Some emerging trends in the Kubernetes ecosystem to keep an eye on:

  • Operators for extending Kubernetes to manage complex, stateful applications
  • Virtual Kubelet for integrating Kubernetes with serverless platforms like AWS Fargate
  • Service Mesh Interface (SMI) for standardizing interoperability between service mesh technologies
  • gRPC as an alternative to REST for high-performance microservices communication

Conclusion

Container orchestration is now a critical part of the modern application deployment stack. While there are several viable options, Kubernetes has emerged as the clear leader and is seeing massive adoption across the industry.

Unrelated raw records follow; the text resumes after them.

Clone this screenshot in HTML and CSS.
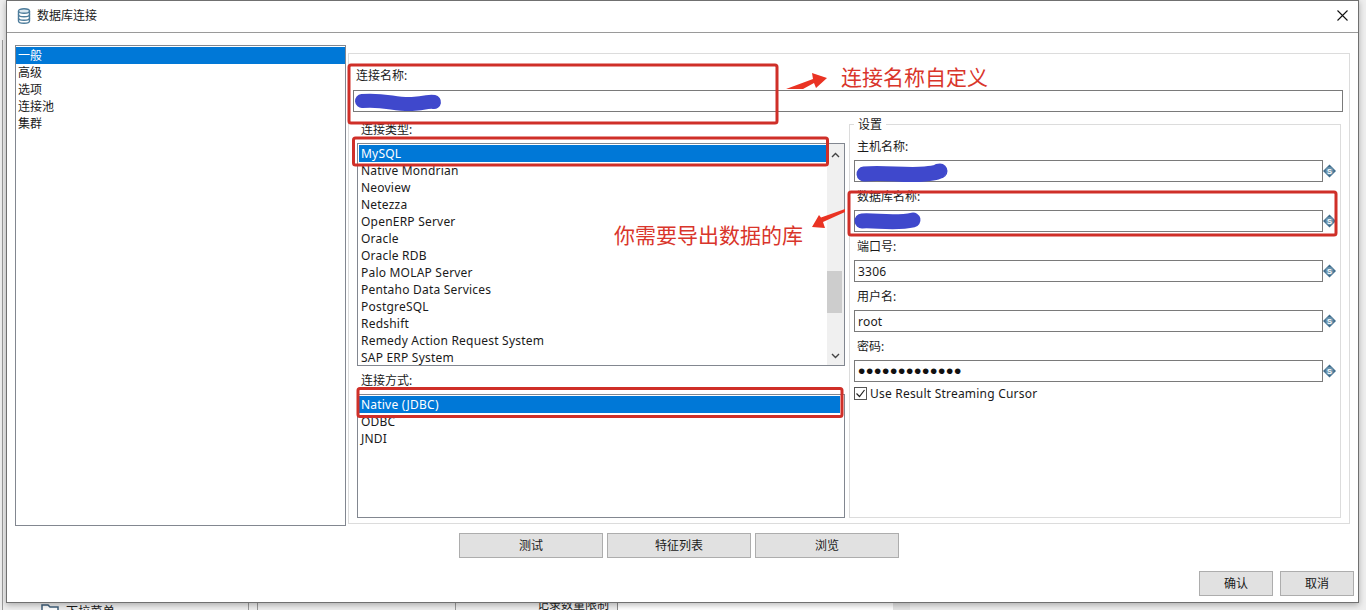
FILE: index.html
```html
<!DOCTYPE html>
<html lang="zh">
<head>
<meta charset="utf-8">
<title>数据库连接</title>
<link rel="stylesheet" href="styles.css">
</head>
<body>
<div class="backdrop">
  <span class="bg-line bg-line-a"></span>
  <span class="bg-line bg-line-b"></span>
  <span class="bg-line bg-line-c"></span>
  <svg class="bg-folder" width="18" height="12" viewBox="0 0 18 12"><path d="M1 11V1h6l2 2h8v8z" fill="#fff" stroke="#41627e" stroke-width="1.5"/></svg>
  <span class="bg-tree">下拉菜单</span>
  <span class="bg-limit">记录数量限制</span>
  <span class="bg-select"></span>
</div>

<div class="window">
  <header class="titlebar">
    <svg class="db-icon" width="14" height="16" viewBox="0 0 14 16" fill="none" stroke="#4d7c9b" stroke-width="1.4">
      <ellipse cx="7" cy="3" rx="5.5" ry="2.2" fill="#dbe8f0"/>
      <path d="M1.5 3v10c0 1.2 2.5 2.2 5.5 2.2s5.5-1 5.5-2.2V3"/>
      <path d="M1.5 6.5c0 1.2 2.5 2.2 5.5 2.2s5.5-1 5.5-2.2M1.5 10c0 1.2 2.5 2.2 5.5 2.2s5.5-1 5.5-2.2"/>
    </svg>
    <span class="title-text">数据库连接</span>
    <svg class="close-icon" width="11" height="11" viewBox="0 0 11 11" stroke="#111" stroke-width="1.1"><path d="M.5.5l10 10M10.500.5l-10 10"/></svg>
  </header>

  <div class="content">
    <ul class="nav">
      <li class="row selected">一般</li>
      <li class="row">高级</li>
      <li class="row">选项</li>
      <li class="row">连接池</li>
      <li class="row">集群</li>
    </ul>

    <section class="panel">
      <div class="name-label">连接名称:</div>
      <div class="textbox name-box"></div>

      <div class="columns">
        <div class="left-col">
          <div class="type-label">连接类型:</div>
          <div class="listbox type-list">
            <ul class="rows">
              <li class="row selected">MySQL</li>
              <li class="row">Native Mondrian</li>
              <li class="row">Neoview</li>
              <li class="row">Netezza</li>
              <li class="row">OpenERP Server</li>
              <li class="row">Oracle</li>
              <li class="row">Oracle RDB</li>
              <li class="row">Palo MOLAP Server</li>
              <li class="row">Pentaho Data Services</li>
              <li class="row">PostgreSQL</li>
              <li class="row">Redshift</li>
              <li class="row">Remedy Action Request System</li>
              <li class="row">SAP ERP System</li>
            </ul>
            <div class="scrollbar">
              <svg class="chev" width="9" height="6" viewBox="0 0 9 6" fill="none" stroke="#444" stroke-width="1.4"><path d="M1 5l3.500-3.500L8 5"/></svg>
              <div class="thumb"></div>
              <svg class="chev chev-down" width="9" height="6" viewBox="0 0 9 6" fill="none" stroke="#444" stroke-width="1.4"><path d="M1 1l3.500 3.500L8 1"/></svg>
            </div>
          </div>
          <div class="mode-label">连接方式:</div>
          <div class="listbox mode-list">
            <ul class="rows">
              <li class="row selected">Native (JDBC)</li>
              <li class="row">ODBC</li>
              <li class="row">JNDI</li>
            </ul>
          </div>
        </div>

        <fieldset class="settings">
          <legend class="settings-legend">设置</legend>
          <div class="field-label">主机名称:</div>
          <div class="field-row">
            <div class="textbox"></div>
            <svg class="var-icon" width="13" height="14" viewBox="0 0 14 14"><path d="M7 0l7 7-7 7-7-7z" fill="#3f6c8c"/><circle cx="7" cy="7" r="4.300" fill="#6a93ad"/><text x="7" y="10" class="var-s">S</text></svg>
          </div>
          <div class="field-label">数据库名称:</div>
          <div class="field-row">
            <div class="textbox"></div>
            <svg class="var-icon" width="13" height="14" viewBox="0 0 14 14"><path d="M7 0l7 7-7 7-7-7z" fill="#3f6c8c"/><circle cx="7" cy="7" r="4.300" fill="#6a93ad"/><text x="7" y="10" class="var-s">S</text></svg>
          </div>
          <div class="field-label">端口号:</div>
          <div class="field-row">
            <div class="textbox">3306</div>
            <svg class="var-icon" width="13" height="14" viewBox="0 0 14 14"><path d="M7 0l7 7-7 7-7-7z" fill="#3f6c8c"/><circle cx="7" cy="7" r="4.300" fill="#6a93ad"/><text x="7" y="10" class="var-s">S</text></svg>
          </div>
          <div class="field-label">用户名:</div>
          <div class="field-row">
            <div class="textbox">root</div>
            <svg class="var-icon" width="13" height="14" viewBox="0 0 14 14"><path d="M7 0l7 7-7 7-7-7z" fill="#3f6c8c"/><circle cx="7" cy="7" r="4.300" fill="#6a93ad"/><text x="7" y="10" class="var-s">S</text></svg>
          </div>
          <div class="field-label">密码:</div>
          <div class="field-row">
            <div class="textbox dots">•••••••••••••</div>
            <svg class="var-icon" width="13" height="14" viewBox="0 0 14 14"><path d="M7 0l7 7-7 7-7-7z" fill="#3f6c8c"/><circle cx="7" cy="7" r="4.300" fill="#6a93ad"/><text x="7" y="10" class="var-s">S</text></svg>
          </div>
          <div class="check-row">
            <svg class="checkbox" width="13" height="13" viewBox="0 0 13 13" fill="none"><rect x=".5" y=".5" width="12" height="12" fill="#fff" stroke="#555"/><path d="M2.500 6.500l3 3 5-6.500" stroke="#222" stroke-width="1.200"/></svg>
            <span>Use Result Streaming Cursor</span>
          </div>
        </fieldset>
      </div>
    </section>
  </div>

  <div class="test-row">
    <button class="btn wide">测试</button>
    <button class="btn wide">特征列表</button>
    <button class="btn wide">浏览</button>
  </div>
  <div class="action-row">
    <button class="btn small">确认</button>
    <button class="btn small">取消</button>
  </div>
</div>

<svg class="marks" width="1366" height="610" viewBox="0 0 1366 610">
  <g fill="none" stroke="#3f48cc" stroke-linecap="round">
    <path d="M362 101C385 99 395 105 412 104S428 101 434 102" stroke-width="14"/>
    <path d="M864 174C885 172 905 176 925 174S935 171 940 171" stroke-width="15"/>
    <path d="M862 221C875 220 895 224 913 220" stroke-width="15"/>
  </g>
  <g fill="none" stroke="#cf2f28" stroke-width="3">
    <rect x="349" y="65" width="428" height="58" rx="2"/>
    <rect x="353.500" y="138" width="474" height="27" rx="2"/>
    <rect x="358" y="388.500" width="484" height="28" rx="2"/>
    <rect x="849" y="192" width="487" height="43" rx="2"/>
  </g>
  <path d="M786 89L813 79L812 73L827 78L816 88L814 83L803 89Z" fill="#ea3323"/>
  <path d="M845 209L821 217.500L819 215L812 227L825 228L823 222L845 212Z" fill="#ea3323"/>
</svg>
<div class="note note-name">连接名称自定义</div>
<div class="note note-db">你需要导出数据的库</div>
</body>
</html>
```

FILE: styles.css
```css
* { box-sizing: border-box; }
html, body { margin: 0; height: 610px; overflow: hidden; }
body {
  position: relative;
  background: #eeeeee;
  font: 12px/17px "Noto Sans", "Noto Sans CJK SC", sans-serif;
  letter-spacing: .21px;
  color: #1a1a1a;
}
ul { list-style: none; margin: 0; padding: 0; }

.backdrop { position: absolute; inset: 0; }
.bg-line { position: absolute; top: 40px; bottom: 0; width: 1px; background: #9a9a9a; }
.bg-line-a { left: 2px; }
.bg-line-b { left: 248px; top: 600px; box-shadow: 9px 0 0 #9a9a9a; }
.bg-line-c { left: 455px; top: 600px; width: 1px; }
.bg-folder { position: absolute; left: 41px; top: 604px; }
.bg-tree { position: absolute; left: 66px; top: 603px; }
.bg-limit { position: absolute; left: 537px; top: 596px; letter-spacing: 0; }
.bg-select {
  position: absolute;
  left: 617px;
  top: 600px;
  width: 293px;
  height: 12px;
  border-left: 1px solid #8a8a8a;
  border-right: 17px solid #e4e4e4;
  background: #fff;
}

.window {
  position: absolute;
  left: 6px;
  top: 0;
  width: 1353px;
  height: 603px;
  background: #fff;
  border: 1px solid #707070;
  box-shadow: 0 2px 6px rgba(0, 0, 0, .28);
}
.titlebar {
  display: flex;
  align-items: center;
  height: 32px;
  border-bottom: 1px solid #9a9a9a;
  padding: 0 10px 2px 10px;
}
.db-icon { margin-right: 6px; }
.title-text { flex: 1; letter-spacing: 0; }
.close-icon { display: block; }

.content { display: flex; gap: 2px; padding: 12px 0 0 8px; }
.nav {
  width: 331px;
  height: 481px;
  border: 1px solid #828790;
  padding: 1px 0;
  letter-spacing: 0;
}
.row { height: 17px; padding-left: 2px; white-space: nowrap; }
.selected { background: #0078d7; color: #fff; }

.panel {
  width: 1002px;
  height: 471px;
  margin-top: 8px;
  border: 1px solid #dcdcdc;
  padding: 14px 6px 0 4px;
}
.name-label { height: 16px; line-height: 16px; padding-left: 3px; margin-bottom: 6px; letter-spacing: 0; }
.textbox {
  flex: 1;
  height: 22px;
  line-height: 22px;
  border: 1px solid #7a7a7a;
  padding-left: 3px;
  background: #fff;
}
.name-box { height: 22px; }

.columns {
  display: grid;
  grid-template-columns: 488px 492px;
  gap: 4px;
  margin-top: 4px;
  padding-left: 4px;
  height: 402px;
}
.left-col { display: flex; flex-direction: column; padding-top: 6px; }
.type-label { height: 21px; line-height: 15px; padding-left: 4px; letter-spacing: 0; }
.mode-label { height: 28px; line-height: 30px; padding-left: 4px; letter-spacing: 0; }
.listbox { display: flex; border: 1px solid #828790; padding: 1px 0 0 1px; }
.type-list { height: 223px; overflow: hidden; }
.mode-list { flex: 1; padding-right: 4px; }
.rows { flex: 1; min-width: 0; }
.scrollbar {
  position: relative;
  width: 17px;
  margin-top: -1px;
  background: #f0f0f0;
  display: flex;
  flex-direction: column;
  align-items: center;
}
.chev { margin: 8px 0 3px; flex: none; }
.thumb { width: 15px; height: 42px; margin: 110px 2px 0 0; background: #cdcdcd; flex: none; }
.chev-down { margin: 40px 0 0; }

.settings {
  margin: 0;
  min-width: 0;
  height: 402px;
  border: 1px solid #dcdcdc;
  padding: 0 4px;
}
.settings-legend { height: 16px; line-height: 18px; padding: 0 4px; margin-left: 0; letter-spacing: 0; }
.field-label { height: 28px; line-height: 30px; padding-left: 3px; letter-spacing: 0; }
.field-row { display: flex; align-items: center; }
.var-icon { flex: none; }
.var-s { font: bold 8px "Liberation Sans", sans-serif; fill: #fff; text-anchor: middle; letter-spacing: 0; }
.dots { font: 21px/20px "Liberation Sans", sans-serif; letter-spacing: .65px; color: #111; overflow: hidden; }
.check-row { display: flex; align-items: center; gap: 3px; height: 13px; margin-top: 5px; }
.checkbox { flex: none; }

.test-row { display: flex; gap: 4px; padding-left: 452px; margin-top: 7px; }
.action-row { display: flex; gap: 7px; justify-content: flex-end; padding-right: 4px; margin-top: 13px; }
.btn {
  height: 25px;
  padding: 0;
  background: #e1e1e1;
  border: 1px solid #adadad;
  font: inherit;
  letter-spacing: 0;
  color: #1a1a1a;
}
.wide { width: 144px; }
.small { width: 74px; }

.marks { position: absolute; left: 0; top: 0; pointer-events: none; }
.note {
  position: absolute;
  font: 21px/28px "Noto Sans CJK SC", sans-serif;
  letter-spacing: 0;
  color: #d9352b;
  white-space: nowrap;
}
.note-name { left: 841px; top: 62px; }
.note-db { left: 614px; top: 220px; }
```
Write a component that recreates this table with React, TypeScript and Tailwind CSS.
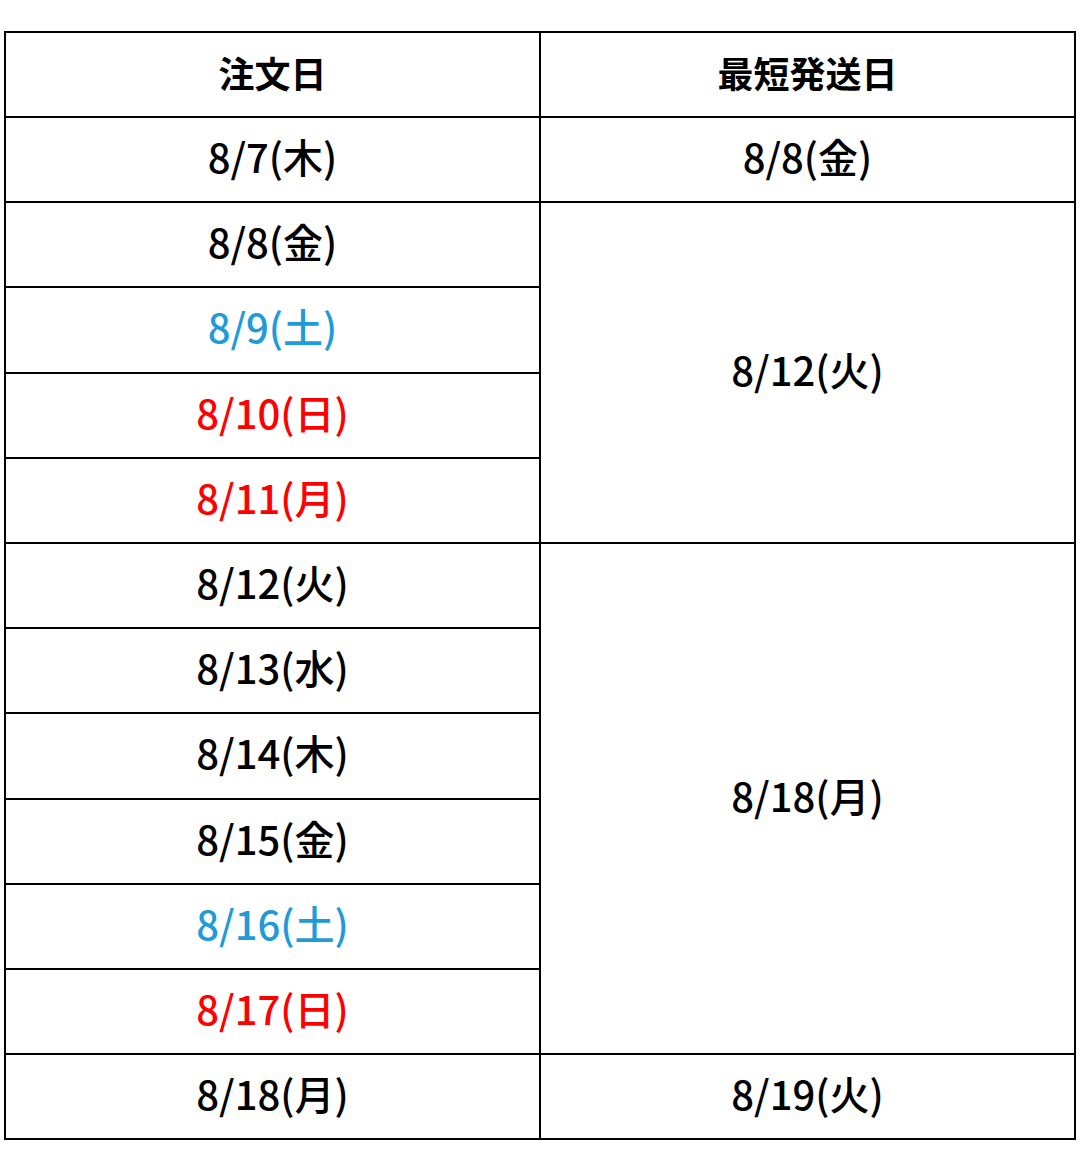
const rows: { order: string; color?: string }[] = [
  { order: "8/7(木)" },
  { order: "8/8(金)" },
  { order: "8/9(土)", color: "text-[#1f9bd7]" },
  { order: "8/10(日)", color: "text-[#ff0000]" },
  { order: "8/11(月)", color: "text-[#ff0000]" },
  { order: "8/12(火)" },
  { order: "8/13(水)" },
  { order: "8/14(木)" },
  { order: "8/15(金)" },
  { order: "8/16(土)", color: "text-[#1f9bd7]" },
  { order: "8/17(日)", color: "text-[#ff0000]" },
  { order: "8/18(月)" },
];

// shipping column: label + which grid rows it covers
const ship = [
  { label: "8/8(金)", cls: "row-start-2 row-span-1" },
  { label: "8/12(火)", cls: "row-start-3 row-span-4" },
  { label: "8/18(月)", cls: "row-start-7 row-span-6" },
  { label: "8/19(火)", cls: "row-start-13 row-span-1" },
];

const cell = "bg-white flex items-center justify-center";

export default function App() {
  return (
    <div
      className="min-h-[1152px] bg-white pt-[31px] pl-[4px]"
      style={{ fontFamily: '"Noto Sans CJK JP", "Noto Sans", sans-serif' }}
    >
      <div className="grid w-[1072px] grid-cols-[533px_533px] grid-rows-[83px_83px_83px_84px_83px_83px_83px_83px_84px_83px_83px_83px_83px] gap-[2px] bg-black p-[2px] text-black">
        <div className={`${cell} col-start-1 row-start-1 pb-[6px] text-[36px] font-bold`}>注文日</div>
        <div className={`${cell} col-start-2 row-start-1 pb-[6px] text-[36px] font-bold`}>最短発送日</div>
        {rows.map((r, i) => (
          <div
            key={r.order}
            className={`${cell} col-start-1 pb-[8px] text-[40px] font-medium ${r.color ?? ""}`}
            style={{ gridRowStart: i + 2 }}
          >
            {r.order}
          </div>
        ))}
        {ship.map((s) => (
          <div key={s.label} className={`${cell} col-start-2 pb-[8px] text-[40px] font-medium ${s.cls}`}>
            {s.label}
          </div>
        ))}
      </div>
    </div>
  );
}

Choosing the right orchestration platform requires careful evaluation of your application architecture, required features, team skills, and other factors. However, for most organizations, Kubernetes will be the default choice due to its rich capabilities, extensive ecosystem, and strong momentum.

Deploying Kubernetes in production requires significant planning and effort to get right. Managed Kubernetes services from cloud providers can greatly simplify deployment and operation, but you still need to understand the core concepts and architecture to use it effectively.

As with any powerful technology, container orchestration in general and Kubernetes in particular introduce complexity that needs to be managed. Make sure your organization has the skills and commitment to leverage Kubernetes effectively before diving in head-first. When done right, Kubernetes can be a huge force multiplier for development velocity and operational efficiency.